__RECORDED INFORMATION__
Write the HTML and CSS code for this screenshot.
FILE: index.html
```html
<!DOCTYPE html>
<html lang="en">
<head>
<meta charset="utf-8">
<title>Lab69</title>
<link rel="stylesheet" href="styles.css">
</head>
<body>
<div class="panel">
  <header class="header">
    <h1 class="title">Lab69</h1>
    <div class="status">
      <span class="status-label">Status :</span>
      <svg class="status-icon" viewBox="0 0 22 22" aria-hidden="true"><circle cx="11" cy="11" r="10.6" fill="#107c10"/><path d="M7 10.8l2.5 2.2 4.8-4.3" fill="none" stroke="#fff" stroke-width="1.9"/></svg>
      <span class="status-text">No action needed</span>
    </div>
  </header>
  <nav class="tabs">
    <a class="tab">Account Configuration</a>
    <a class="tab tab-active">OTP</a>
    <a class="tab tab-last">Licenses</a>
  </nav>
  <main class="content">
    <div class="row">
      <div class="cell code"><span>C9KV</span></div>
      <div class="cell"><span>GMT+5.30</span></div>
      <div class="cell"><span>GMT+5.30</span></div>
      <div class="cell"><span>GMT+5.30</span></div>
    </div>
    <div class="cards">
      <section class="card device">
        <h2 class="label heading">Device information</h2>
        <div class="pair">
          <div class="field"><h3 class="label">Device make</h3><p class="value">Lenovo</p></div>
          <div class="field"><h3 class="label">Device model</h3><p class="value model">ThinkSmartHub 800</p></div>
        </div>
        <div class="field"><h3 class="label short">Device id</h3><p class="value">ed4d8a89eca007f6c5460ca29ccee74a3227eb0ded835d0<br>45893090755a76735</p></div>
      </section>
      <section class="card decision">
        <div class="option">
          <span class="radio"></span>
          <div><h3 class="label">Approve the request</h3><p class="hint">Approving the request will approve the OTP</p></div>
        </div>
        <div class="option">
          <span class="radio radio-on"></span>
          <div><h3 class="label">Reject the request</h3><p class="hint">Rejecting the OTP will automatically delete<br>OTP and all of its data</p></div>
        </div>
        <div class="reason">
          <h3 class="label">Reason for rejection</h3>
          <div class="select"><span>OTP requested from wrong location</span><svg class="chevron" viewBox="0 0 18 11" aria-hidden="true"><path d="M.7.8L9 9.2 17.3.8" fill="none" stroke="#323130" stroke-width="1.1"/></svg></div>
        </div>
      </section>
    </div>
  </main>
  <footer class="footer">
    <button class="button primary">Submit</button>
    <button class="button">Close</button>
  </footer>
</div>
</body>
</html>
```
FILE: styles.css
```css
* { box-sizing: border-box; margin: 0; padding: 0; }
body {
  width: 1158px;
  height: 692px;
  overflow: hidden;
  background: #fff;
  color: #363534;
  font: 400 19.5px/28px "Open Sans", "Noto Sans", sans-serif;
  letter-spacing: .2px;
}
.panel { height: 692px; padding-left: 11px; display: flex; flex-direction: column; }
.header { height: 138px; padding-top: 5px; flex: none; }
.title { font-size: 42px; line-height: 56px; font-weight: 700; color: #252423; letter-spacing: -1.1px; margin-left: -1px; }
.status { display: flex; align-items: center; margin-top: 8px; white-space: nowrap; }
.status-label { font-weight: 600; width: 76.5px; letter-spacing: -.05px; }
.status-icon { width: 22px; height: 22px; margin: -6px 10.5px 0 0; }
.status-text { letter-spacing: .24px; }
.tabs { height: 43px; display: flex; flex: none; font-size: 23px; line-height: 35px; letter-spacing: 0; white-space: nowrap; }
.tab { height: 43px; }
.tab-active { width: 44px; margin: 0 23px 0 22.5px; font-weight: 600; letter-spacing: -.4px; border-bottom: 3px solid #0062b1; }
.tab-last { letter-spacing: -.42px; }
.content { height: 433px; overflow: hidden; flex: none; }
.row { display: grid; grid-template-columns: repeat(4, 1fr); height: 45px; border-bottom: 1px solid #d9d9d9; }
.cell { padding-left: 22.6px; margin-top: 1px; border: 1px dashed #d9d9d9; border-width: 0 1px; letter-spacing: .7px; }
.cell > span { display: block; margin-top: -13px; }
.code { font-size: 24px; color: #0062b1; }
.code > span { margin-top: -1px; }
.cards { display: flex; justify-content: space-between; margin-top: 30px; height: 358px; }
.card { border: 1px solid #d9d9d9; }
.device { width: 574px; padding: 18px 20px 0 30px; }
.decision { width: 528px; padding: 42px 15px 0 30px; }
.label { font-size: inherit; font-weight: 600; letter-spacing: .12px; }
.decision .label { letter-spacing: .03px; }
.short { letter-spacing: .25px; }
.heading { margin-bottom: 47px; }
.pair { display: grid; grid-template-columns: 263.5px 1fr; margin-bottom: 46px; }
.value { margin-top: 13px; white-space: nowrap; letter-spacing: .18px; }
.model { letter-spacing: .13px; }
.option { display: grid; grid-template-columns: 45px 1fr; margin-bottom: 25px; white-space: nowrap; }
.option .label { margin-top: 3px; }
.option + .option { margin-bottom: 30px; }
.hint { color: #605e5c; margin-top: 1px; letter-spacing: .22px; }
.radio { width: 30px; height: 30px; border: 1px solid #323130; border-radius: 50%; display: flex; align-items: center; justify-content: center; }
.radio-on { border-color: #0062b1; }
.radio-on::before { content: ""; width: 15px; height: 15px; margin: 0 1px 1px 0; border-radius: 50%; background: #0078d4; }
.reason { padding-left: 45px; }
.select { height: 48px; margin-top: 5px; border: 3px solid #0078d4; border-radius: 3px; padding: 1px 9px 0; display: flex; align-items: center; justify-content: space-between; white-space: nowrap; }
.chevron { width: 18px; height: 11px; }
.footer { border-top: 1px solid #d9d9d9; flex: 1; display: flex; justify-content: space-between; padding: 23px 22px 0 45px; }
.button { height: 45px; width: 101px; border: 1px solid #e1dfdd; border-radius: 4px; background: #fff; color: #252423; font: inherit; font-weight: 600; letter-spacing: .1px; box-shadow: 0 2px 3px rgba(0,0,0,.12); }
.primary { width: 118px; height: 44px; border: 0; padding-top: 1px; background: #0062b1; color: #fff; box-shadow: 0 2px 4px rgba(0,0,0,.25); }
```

---

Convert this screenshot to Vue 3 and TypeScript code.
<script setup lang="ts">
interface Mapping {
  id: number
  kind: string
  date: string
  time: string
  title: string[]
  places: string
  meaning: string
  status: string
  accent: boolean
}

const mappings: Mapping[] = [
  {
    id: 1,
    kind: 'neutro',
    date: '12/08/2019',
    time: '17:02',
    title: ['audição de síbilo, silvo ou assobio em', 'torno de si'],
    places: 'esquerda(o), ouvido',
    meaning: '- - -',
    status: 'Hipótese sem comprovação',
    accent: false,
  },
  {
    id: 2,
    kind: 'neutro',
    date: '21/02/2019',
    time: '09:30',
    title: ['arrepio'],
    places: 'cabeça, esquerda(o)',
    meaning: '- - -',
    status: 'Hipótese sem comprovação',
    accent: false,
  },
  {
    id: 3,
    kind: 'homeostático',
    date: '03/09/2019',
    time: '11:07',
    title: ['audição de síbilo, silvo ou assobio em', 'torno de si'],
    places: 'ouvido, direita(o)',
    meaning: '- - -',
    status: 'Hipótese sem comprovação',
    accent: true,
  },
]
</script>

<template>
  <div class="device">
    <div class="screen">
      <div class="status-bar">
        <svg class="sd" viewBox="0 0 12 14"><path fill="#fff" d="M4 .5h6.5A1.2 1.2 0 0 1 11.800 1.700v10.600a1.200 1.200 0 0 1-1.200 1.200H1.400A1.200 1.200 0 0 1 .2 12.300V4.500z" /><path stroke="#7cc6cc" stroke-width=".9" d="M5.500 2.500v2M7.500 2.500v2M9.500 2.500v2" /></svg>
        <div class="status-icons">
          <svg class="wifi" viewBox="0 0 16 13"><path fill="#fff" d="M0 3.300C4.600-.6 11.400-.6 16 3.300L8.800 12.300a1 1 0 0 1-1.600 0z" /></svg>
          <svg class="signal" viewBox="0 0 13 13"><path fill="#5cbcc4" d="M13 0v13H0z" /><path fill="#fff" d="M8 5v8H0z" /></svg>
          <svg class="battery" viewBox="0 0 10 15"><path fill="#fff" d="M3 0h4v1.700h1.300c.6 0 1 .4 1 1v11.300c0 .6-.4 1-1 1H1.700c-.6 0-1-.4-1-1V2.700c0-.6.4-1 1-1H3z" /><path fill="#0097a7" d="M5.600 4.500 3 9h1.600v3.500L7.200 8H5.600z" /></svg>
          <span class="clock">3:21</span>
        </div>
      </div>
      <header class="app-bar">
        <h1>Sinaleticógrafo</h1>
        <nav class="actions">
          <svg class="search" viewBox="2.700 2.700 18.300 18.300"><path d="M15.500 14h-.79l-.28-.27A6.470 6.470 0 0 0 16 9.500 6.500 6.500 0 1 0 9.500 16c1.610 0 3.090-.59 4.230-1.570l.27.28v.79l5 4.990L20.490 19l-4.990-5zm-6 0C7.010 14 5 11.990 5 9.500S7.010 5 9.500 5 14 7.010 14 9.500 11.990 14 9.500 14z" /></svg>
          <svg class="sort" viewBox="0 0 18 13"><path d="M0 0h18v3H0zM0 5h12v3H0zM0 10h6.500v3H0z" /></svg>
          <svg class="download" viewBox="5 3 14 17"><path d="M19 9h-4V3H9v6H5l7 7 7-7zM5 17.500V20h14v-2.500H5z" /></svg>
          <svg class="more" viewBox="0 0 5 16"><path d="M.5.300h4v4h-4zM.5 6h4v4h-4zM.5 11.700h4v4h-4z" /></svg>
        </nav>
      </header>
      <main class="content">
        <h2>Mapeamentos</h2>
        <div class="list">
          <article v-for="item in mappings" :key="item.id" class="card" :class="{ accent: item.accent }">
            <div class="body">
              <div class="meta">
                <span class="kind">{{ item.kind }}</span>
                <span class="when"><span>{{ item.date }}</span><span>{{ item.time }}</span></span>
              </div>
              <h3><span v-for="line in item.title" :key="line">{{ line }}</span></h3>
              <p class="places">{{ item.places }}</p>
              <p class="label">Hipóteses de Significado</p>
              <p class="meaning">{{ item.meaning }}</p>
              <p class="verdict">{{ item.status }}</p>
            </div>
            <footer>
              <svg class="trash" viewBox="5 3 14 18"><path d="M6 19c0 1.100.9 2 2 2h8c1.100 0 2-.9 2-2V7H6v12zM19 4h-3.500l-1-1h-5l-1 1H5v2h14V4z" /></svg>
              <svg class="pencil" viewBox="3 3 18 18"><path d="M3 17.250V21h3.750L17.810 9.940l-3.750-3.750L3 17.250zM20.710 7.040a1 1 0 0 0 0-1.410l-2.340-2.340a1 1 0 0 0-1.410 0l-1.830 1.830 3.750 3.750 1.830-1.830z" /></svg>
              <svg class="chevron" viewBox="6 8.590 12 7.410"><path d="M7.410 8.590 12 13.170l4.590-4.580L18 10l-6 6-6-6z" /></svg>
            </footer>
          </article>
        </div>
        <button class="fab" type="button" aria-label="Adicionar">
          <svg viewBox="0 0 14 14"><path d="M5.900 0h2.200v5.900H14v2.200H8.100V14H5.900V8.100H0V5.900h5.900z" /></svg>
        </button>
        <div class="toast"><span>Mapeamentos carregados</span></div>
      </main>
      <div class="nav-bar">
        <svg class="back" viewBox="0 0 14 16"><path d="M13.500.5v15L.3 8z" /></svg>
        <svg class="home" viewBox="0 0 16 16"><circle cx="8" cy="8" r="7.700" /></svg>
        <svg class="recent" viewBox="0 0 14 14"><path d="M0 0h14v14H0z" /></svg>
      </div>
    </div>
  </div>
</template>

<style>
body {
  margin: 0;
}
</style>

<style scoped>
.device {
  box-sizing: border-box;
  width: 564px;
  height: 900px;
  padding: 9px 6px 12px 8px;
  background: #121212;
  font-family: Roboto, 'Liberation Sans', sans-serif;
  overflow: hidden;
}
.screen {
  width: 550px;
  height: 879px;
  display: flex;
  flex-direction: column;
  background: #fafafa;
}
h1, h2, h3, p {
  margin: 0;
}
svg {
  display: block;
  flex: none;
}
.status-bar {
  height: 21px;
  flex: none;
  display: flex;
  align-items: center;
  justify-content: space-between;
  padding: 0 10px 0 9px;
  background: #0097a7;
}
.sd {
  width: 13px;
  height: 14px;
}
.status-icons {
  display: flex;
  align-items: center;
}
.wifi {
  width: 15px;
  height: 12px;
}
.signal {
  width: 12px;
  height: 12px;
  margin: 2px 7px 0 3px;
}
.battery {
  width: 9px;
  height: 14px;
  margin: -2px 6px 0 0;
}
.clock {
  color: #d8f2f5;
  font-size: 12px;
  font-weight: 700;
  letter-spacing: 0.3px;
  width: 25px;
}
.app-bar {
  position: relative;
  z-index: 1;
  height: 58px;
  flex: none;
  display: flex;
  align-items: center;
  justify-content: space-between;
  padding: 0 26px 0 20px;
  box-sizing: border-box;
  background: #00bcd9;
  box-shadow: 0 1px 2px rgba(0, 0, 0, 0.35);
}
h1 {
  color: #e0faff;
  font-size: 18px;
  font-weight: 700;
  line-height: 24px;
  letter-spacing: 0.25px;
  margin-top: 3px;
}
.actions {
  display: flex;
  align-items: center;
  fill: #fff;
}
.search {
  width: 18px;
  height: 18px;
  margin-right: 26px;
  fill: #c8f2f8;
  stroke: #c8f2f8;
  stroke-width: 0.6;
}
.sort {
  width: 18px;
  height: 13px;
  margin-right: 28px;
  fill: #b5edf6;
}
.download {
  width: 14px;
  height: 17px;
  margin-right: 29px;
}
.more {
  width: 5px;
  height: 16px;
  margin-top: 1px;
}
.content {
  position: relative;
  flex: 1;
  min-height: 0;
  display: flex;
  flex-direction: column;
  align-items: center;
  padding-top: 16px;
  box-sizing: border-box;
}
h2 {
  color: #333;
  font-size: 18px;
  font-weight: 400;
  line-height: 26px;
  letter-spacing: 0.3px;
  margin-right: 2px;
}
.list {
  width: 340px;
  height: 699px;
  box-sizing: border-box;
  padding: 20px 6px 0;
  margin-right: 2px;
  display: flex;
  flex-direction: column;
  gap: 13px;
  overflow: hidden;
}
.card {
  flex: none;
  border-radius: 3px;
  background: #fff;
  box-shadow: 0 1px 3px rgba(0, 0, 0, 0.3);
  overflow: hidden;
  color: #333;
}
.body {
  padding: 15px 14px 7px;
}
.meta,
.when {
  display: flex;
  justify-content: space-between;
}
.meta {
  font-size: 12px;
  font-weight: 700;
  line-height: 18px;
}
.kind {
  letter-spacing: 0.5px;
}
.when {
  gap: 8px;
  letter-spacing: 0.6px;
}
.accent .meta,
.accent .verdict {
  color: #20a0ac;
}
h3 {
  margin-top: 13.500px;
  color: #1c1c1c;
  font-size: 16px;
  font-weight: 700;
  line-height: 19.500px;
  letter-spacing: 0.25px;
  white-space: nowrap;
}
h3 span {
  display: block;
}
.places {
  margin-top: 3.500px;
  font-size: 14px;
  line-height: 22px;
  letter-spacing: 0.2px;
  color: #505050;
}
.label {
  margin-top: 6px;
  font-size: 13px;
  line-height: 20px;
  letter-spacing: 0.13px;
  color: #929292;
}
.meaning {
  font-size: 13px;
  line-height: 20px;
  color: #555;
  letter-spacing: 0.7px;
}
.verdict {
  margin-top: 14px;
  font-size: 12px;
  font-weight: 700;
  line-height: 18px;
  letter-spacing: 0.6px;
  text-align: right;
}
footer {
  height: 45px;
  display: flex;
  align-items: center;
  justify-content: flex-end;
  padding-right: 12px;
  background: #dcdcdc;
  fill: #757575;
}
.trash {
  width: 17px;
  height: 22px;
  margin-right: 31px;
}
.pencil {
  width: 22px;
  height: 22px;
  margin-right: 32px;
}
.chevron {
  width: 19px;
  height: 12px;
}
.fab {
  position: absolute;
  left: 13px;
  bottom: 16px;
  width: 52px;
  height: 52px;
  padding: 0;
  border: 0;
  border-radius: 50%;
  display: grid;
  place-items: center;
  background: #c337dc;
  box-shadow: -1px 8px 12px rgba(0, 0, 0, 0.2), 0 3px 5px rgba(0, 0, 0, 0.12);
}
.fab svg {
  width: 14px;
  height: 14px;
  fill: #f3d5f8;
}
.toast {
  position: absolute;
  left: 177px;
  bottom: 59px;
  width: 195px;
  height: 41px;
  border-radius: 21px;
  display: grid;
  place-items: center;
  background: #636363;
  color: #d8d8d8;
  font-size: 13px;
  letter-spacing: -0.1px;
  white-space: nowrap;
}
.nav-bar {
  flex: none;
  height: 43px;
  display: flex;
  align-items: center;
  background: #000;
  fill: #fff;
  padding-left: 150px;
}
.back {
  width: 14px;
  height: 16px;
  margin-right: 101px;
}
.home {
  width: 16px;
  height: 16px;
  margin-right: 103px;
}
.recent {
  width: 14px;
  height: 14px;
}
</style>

__TASK GOAL__
Copy out each line of the data where the string "this" appears.

__TASK ANSWER__
Write the HTML and CSS code for this screenshot.
Convert this screenshot to Vue 3 and TypeScript code.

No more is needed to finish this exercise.